“I can cope at the moment. With that help, I can cope.”
Gwen, 88, lives alone in the small house she bought after her husband died. Living there allows Gwen to maintain her independence, something she cherishes.
“I can do what I want, when I want,” Gwen says.
Living in her own home also means that Gwen can continue to enjoy her garden, and the companionship of her beloved dog, Sasha.
Although Gwen loves living independently, multiple health conditions mean that she is confined to her home, and everyday household tasks are “almost impossible”. Care Forward has worked with Gwen to help her reach the right balance of respite and home support she needs to be able to live well at home.

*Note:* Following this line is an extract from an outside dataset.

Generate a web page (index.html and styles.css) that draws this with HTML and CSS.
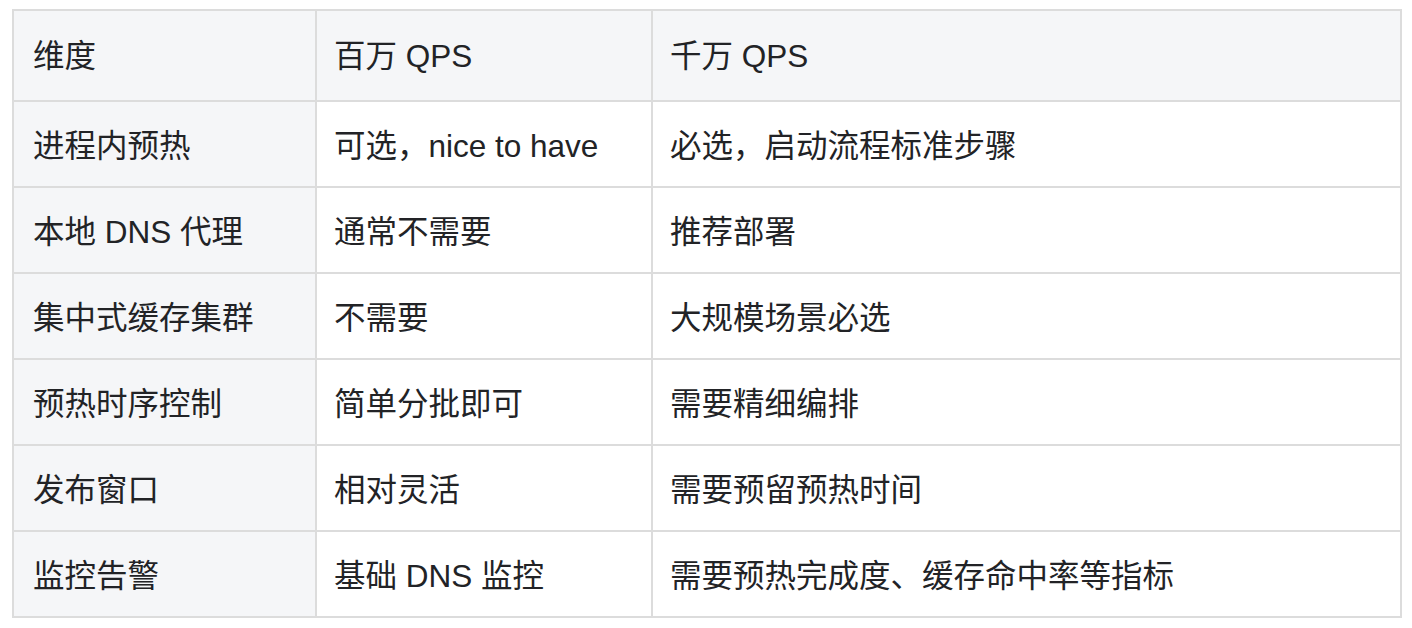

On first meeting Gwen, I found her looking very frail, unsteady upon her feet and frightened about the future. She had just returned from hospital after being in a diabetic coma. Her biggest wish was to stay living in her own home, but she knew she needed help. We implemented strategies actively involving Gwen to prioritise and make decisions about her care. My main aim was to keep Gwen healthy and out of hospital, empowering her with support and strategies to promote her health and wellbeing. Priscilla, Care Coordinator
Gwen’s Level Two Home Care Package includes strategies that recognise Gwen’s needs while promoting her independence and quality of life. For example, while Gwen is able to bring her washing in from the clothes line, the person who provides regular domestic assistance hangs it out for her. Gwen’s care coordinator, Priscilla, said that Gwen was “finding social isolation quite confronting”. So she organised an iPad for Gwen and now finds her “playing Scrabble against four different opponents at once”.
Likewise, Gwen’s exercise physiologist devised an exercise program for her that acknowledges what matters to Gwen and builds on her abilities.
During my initial visit I asked Gwen what she felt were her main concerns and what she’d like to achieve from our sessions. She stated that she was very frustrated with her breathing and that she just wanted to be able to “continue walking her dog around the garden”. From this assessment I developed an exercise program for Gwen to work on at home. I’ve continued to work with her and during my most recent visit she stated that she was able to complete three laps of the garden and she was doing this daily. She also felt that she could do more and that overall she had better mobility than previously. Matt, Exercise Physiologist
While living independently is important to Gwen, two weeks of respite at a local residential care home every three months gives her the best of both worlds.
When asked how she would be managing at home without these supports, Gwen says, “I’d hate to think of the mess I’d be living in, because I couldn’t cope with it… But I can cope at the moment. With that help, I can cope.”